La Corte europea dei diritti umani (Cedu) ha condannato l’Italia per il mancato riconoscimento all’anagrafe di una bambina nata da gestazione per altri di una coppia eterosessuale italiana che aveva stipulato un contratto di maternità surrogata in Ucraina. In particolare, l’anagrafe si era rifiutata di riconoscere il rapporto di filiazione stabilito dall’atto di nascita ucraino tra la bambina, il padre biologico e la madre intenzionale.

La Cedu, mantenendo l’anonimato della bimba e dei suoi genitori, ha anche stabilito che lo Stato dovrà versare 15 mila euro per danni morali e quasi 10 mila per le spese legali.

Maternità surrogata, le tappe del caso

Il caso riguarda il rifiuto delle autorità italiane di riconoscere la genitorialità del padre biologico, donatore del seme, di una bambina di quattro anni, nata in Ucraina da maternità surrogata, tramite un embrione proveniente da una donatrice anonima. Il certificato di nascita è stato redatto in Ucraina.

La vicenda ha inizio il 16 settembre 2019 quando il padre biologico e la madre intenzionale chiedono al comune in cui risiedono la trascrizione dell’atto di nascita ucraino della neonata nello stato civile. La domanda viene respinta qualche mese dopo perché “è contraria all’ordine pubblico“. La legge n. 40 del 19 febbraio 2004 sulla procreazione medicalmente assistita vieta la pratica di qualsiasi forma di maternità surrogata.

Successivamente, la richiesta di registrazione ha riguardato solo il padre biologico e, nonostante il parere favorevole della Procura di competenza, il tribunale ha respinto l’istanza in quanto contraria all’ordinamento italiano sulla maternità surrogata.

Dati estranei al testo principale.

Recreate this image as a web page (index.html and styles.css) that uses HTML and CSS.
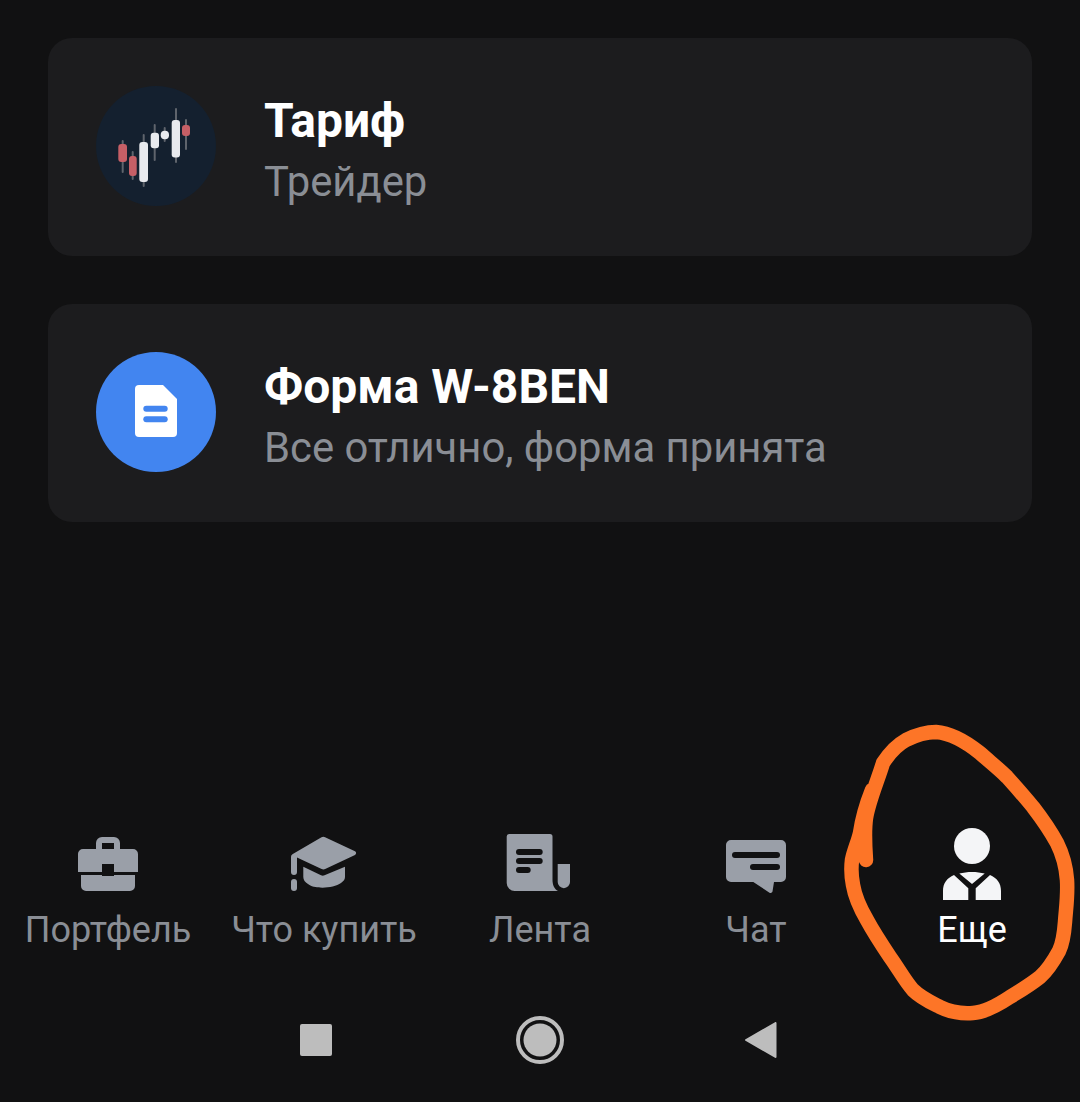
FILE: index.html
```html
<!DOCTYPE html>
<html lang="ru">
<head>
<meta charset="utf-8">
<title>Профиль</title>
<link rel="stylesheet" href="styles.css">
</head>
<body>
<div class="screen">
  <section class="card">
    <svg class="avatar" viewBox="0 0 120 120">
      <circle cx="60" cy="60" r="60" fill="#14202f"/>
      <g fill="#5f646c">
        <rect x="25.700" y="54" width="2" height="33" rx="1"/>
        <rect x="35.700" y="65" width="2" height="29" rx="1"/>
        <rect x="46.700" y="48" width="2" height="53" rx="1"/>
        <rect x="57.700" y="38" width="2" height="37" rx="1"/>
        <rect x="67.700" y="41" width="2" height="15" rx="1"/>
        <rect x="79" y="22" width="2" height="55" rx="1"/>
        <rect x="89" y="33" width="2" height="31" rx="1"/>
      </g>
      <g fill="#c65f66">
        <rect x="22.300" y="58" width="8.700" height="18" rx="3"/>
        <rect x="33" y="70" width="7.700" height="20" rx="3"/>
        <rect x="86" y="39" width="8" height="11" rx="3"/>
      </g>
      <g fill="#e8eaee">
        <rect x="43.300" y="56" width="8.700" height="40" rx="3"/>
        <rect x="54.700" y="46.700" width="8.300" height="15.500" rx="3"/>
        <rect x="64.700" y="44.700" width="8.300" height="8.600" rx="4"/>
        <rect x="75.700" y="34" width="8.300" height="37.500" rx="3"/>
      </g>
    </svg>
    <div class="card-text">
      <h2 class="card-title">Тариф</h2>
      <p class="card-sub">Трейдер</p>
    </div>
  </section>

  <section class="card">
    <svg class="avatar" viewBox="0 0 120 120">
      <circle cx="60" cy="60" r="60" fill="#4285f0"/>
      <path fill="#fff" d="M43 33H67L81 47V81a4 4 0 0 1-4 4H43a4 4 0 0 1-4-4V37a4 4 0 0 1 4-4Z"/>
      <rect x="47.300" y="53.700" width="24.400" height="6" rx="3" fill="#4285f0"/>
      <rect x="47.300" y="64.300" width="24.400" height="6" rx="3" fill="#4285f0"/>
    </svg>
    <div class="card-text">
      <h2 class="card-title">Форма W-8BEN</h2>
      <p class="card-sub">Все отлично, форма принята</p>
    </div>
  </section>

  <nav class="tabs">
    <div class="tab">
      <svg class="tab-icon" viewBox="0 0 72 72">
        <path fill="#9a9fa8" fill-rule="evenodd" d="M30 9H42a6 6 0 0 1 6 6V21H42V15H30V21H24V15a6 6 0 0 1 6-6Z"/>
        <path fill="#9a9fa8" d="M11 21H61a5 5 0 0 1 5 5V44H6V26a5 5 0 0 1 5-5ZM9 47H63V58a5 5 0 0 1-5 5H14a5 5 0 0 1-5-5Z"/>
        <rect x="30" y="36" width="12" height="12" fill="#111112"/>
      </svg>
      <span class="tab-label">Портфель</span>
    </div>
    <div class="tab">
      <svg class="tab-icon" viewBox="0 0 72 72">
        <path fill="#9a9fa8" d="M33.500 9.200a4 4 0 0 1 3.600 0L67 23.300a2 2 0 0 1 0 3.600L37.200 41a4 4 0 0 1-3.600 0L9 29.500V44a3 3 0 0 1-6 0V29a3 3 0 0 1 1.800-3Z"/>
        <rect x="3" y="51" width="6" height="12" rx="3" fill="#9a9fa8"/>
        <path fill="#9a9fa8" d="M15.300 38.700 33 47.200a4 4 0 0 0 3.500 0L57 38.700V49c0 3-2 4.500-4 6-8 6-28 6-33 1-3-2-4.700-4-4.700-7Z"/>
      </svg>
      <span class="tab-label">Что купить</span>
    </div>
    <div class="tab">
      <svg class="tab-icon" viewBox="0 0 72 72">
        <path fill="#9a9fa8" d="M5 6H46a2.500 2.500 0 0 1 2.500 2.500V52c0 5 2 9 5.500 11H11a8 8 0 0 1-8.300-8V8.500A2.500 2.500 0 0 1 5 6Z"/>
        <rect x="12" y="21" width="26.700" height="6" rx="3" fill="#111112"/>
        <rect x="12" y="30" width="26.700" height="6" rx="3" fill="#111112"/>
        <rect x="12" y="39" width="14.700" height="6" rx="3" fill="#111112"/>
        <path fill="#9a9fa8" d="M53.700 36H66V54a6 6 0 0 1-12.300 0Z"/>
      </svg>
      <span class="tab-label">Лента</span>
    </div>
    <div class="tab">
      <svg class="tab-icon" viewBox="0 0 72 72">
        <path fill="#9a9fa8" d="M11 12H61a5 5 0 0 1 5 5V49a5 5 0 0 1-5 5H54L52.500 63.500a2 2 0 0 1-3 1.200L33.300 54H11a5 5 0 0 1-5-5V17a5 5 0 0 1 5-5Z"/>
        <rect x="12" y="24" width="48" height="6" rx="3" fill="#111112"/>
        <rect x="30" y="36" width="30" height="6" rx="3" fill="#111112"/>
      </svg>
      <span class="tab-label">Чат</span>
    </div>
    <div class="tab tab-active">
      <svg class="tab-icon" viewBox="0 0 72 72">
        <circle cx="36" cy="18" r="18" fill="#f4f5f7"/>
        <path fill="#f4f5f7" d="M23.300 45.500C31 43.400 41 43.400 48.700 45.500L36 56ZM18 47 32.300 60.300V72H7V63C7 55 11 50 18 47ZM54 47 39.700 60.300V72H65V63C65 55 61 50 54 47Z"/>
      </svg>
      <span class="tab-label">Еще</span>
    </div>
  </nav>

  <div class="sysnav">
    <svg class="sys-square" viewBox="0 0 32 32"><rect width="32" height="32" rx="2" fill="#bdbdbd"/></svg>
    <svg class="sys-home" viewBox="0 0 48 48">
      <circle cx="24" cy="24" r="22" fill="none" stroke="#bdbdbd" stroke-width="4"/>
      <circle cx="24" cy="24" r="16.500" fill="#bdbdbd"/>
    </svg>
    <svg class="sys-back" viewBox="0 0 32 36"><path fill="#bdbdbd" stroke="#bdbdbd" stroke-width="2" stroke-linejoin="round" d="M1 18 30.500 1V35Z"/></svg>
  </div>

  <svg class="scribble" viewBox="0 0 1080 1102">
    <path fill="none" stroke="#fd7527" stroke-width="14.500" stroke-linecap="round" stroke-linejoin="round" d="M866 860C865 845 864 832 866 818C869 800 878 780 883 763C890 752 897 745 906 740C916 735 925 732 936 732C950 733 965 741 980 753C990 762 998 768 1007 777C1016 787 1024 796 1033 807C1043 820 1051 832 1057 843C1063 855 1066 866 1067 880C1068 895 1066 908 1065 922C1064 935 1063 943 1059 951C1053 962 1048 970 1040 977C1030 985 1020 991 1010 997C998 1005 986 1012 973 1013C960 1014 950 1012 940 1007C930 1002 921 998 913 990C905 981 898 968 890 957C882 945 874 933 867 920C860 908 855 897 853 885C851 875 851 868 852 860C854 850 858 842 860 833C862 820 866 805 872 790"/>
  </svg>
</div>
</body>
</html>
```
FILE: styles.css
```css
* { box-sizing: border-box; }
html, body { margin: 0; padding: 0; }
body {
  background: #111112;
  font-family: Roboto, "Noto Sans", sans-serif;
}
.screen {
  position: relative;
  display: flex;
  flex-direction: column;
  gap: 48px;
  height: 1102px;
  padding-top: 38px;
  overflow: hidden;
}
.card {
  display: flex;
  align-items: center;
  gap: 48px;
  height: 218px;
  margin: 0 48px;
  padding: 0 48px;
  background: #1c1c1e;
  border-radius: 24px;
}
.avatar { width: 120px; height: 120px; flex: none; margin-bottom: 2px; }
.card-text {
  display: flex;
  flex-direction: column;
  gap: 9px;
  padding-top: 8px;
}
.card-title {
  margin: 0;
  font-size: 48px;
  font-weight: 700;
  line-height: 52px;
  color: #fff;
}
.card-sub {
  margin: 0;
  font-size: 41.800px;
  font-weight: 400;
  line-height: 52px;
  color: #8a8e95;
}
.tabs {
  display: grid;
  grid-template-columns: repeat(5, 1fr);
  margin-top: auto;
  margin-bottom: 2px;
}
.tab {
  display: flex;
  flex-direction: column;
  align-items: center;
  gap: 8px;
}
.tab-icon { width: 72px; height: 72px; display: block; }
.tab-label {
  font-size: 36px;
  line-height: 44px;
  color: #8a8e95;
  white-space: nowrap;
}
.tab-active .tab-label { color: #fff; }
.sysnav {
  display: flex;
  align-items: center;
  gap: 184px;
  height: 76px;
  padding-left: 300px;
  margin-bottom: 24px;
}
.sys-square { width: 32px; height: 32px; }
.sys-home { width: 48px; height: 48px; }
.sys-back { width: 32px; height: 36px; margin-left: -3px; }
.scribble {
  position: absolute;
  inset: 0;
  width: 1080px;
  height: 1102px;
  pointer-events: none;
}
```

Anche il comune di residenza, infine, si è rifiutato di riconoscere parzialmente i dati di nascita della bambina, in quanto “il divieto di maternità surrogata non può essere aggirato“.

Maternità surrogata

La condanna della Corte di Strasburgo

La Corte di Strasburgo, facendo riferimento anche a sentenze pronunciate nei confronti di altri Paesi, ha ribadito che il rispetto della vita privata richiede che ognuno sia in grado di stabilire i dettagli della propria identità, incluso il rapporto giuridico genitore-figlio, e che gli Stati sono tenuti ad avere una legge che preveda la possibilità di riconoscere il rapporto giuridico tra un bambino nato attraverso un accordo di maternità surrogata all’estero e il padre intenzionale, qualora questi sia il padre biologico.

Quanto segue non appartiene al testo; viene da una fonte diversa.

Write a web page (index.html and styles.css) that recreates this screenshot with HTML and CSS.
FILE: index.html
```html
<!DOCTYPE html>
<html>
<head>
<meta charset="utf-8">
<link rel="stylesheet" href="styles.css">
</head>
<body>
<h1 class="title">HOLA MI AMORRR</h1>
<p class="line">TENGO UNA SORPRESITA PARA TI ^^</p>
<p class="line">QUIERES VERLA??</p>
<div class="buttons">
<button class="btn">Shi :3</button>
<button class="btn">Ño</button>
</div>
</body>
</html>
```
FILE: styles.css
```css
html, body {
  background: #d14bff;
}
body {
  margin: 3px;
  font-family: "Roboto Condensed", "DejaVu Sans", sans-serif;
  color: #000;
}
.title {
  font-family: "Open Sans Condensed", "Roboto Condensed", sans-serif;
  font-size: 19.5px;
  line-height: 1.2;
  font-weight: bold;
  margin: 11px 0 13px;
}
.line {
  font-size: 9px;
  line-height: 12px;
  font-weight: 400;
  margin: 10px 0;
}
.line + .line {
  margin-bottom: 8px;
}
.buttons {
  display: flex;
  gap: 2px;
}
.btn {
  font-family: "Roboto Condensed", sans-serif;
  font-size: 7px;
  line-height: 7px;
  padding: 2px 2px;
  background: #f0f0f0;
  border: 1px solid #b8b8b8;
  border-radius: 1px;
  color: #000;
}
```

I giudici della Cedu hanno ritenuto quindi che i tribunali italiani “non siano stati in grado di prendere una rapida decisione a tutela della ricorrente a veder accertata la genitorialità del padre biologico, senza che sia stata presa in esame alcuna soluzione alternativa”.

La bambina, continua la Corte europea, “è stata tenuta fin dalla nascita in uno stato di prolungata incertezza sulla sua identità personale e, non avendo una parentela legalmente accertata, è stata considerata un’apolide in Italia”.

Italia assolta sul riconoscimento della madre designata

La Cedu ha invece assolto l’Italia per la presunta violazione dell’articolo 8 sul riconoscimento della madre designata. La madre intenzionale avrebbe potuto fare richiesta di adozione per ottenere il riconoscimento giuridico della genitorialità, “anche se generalmente la trascrizione dell’atto di nascita di un bambino nato da maternità surrogata è contrario all’ordine pubblico italiano” ma concesso in casi definiti particolari, quando cioè venga riconosciuto “il rapporto di fatto tra il bambino in questione e la persona che ha condiviso il processo creativo con il genitore biologico e si è preso cura del bambino fin dalla nascita”.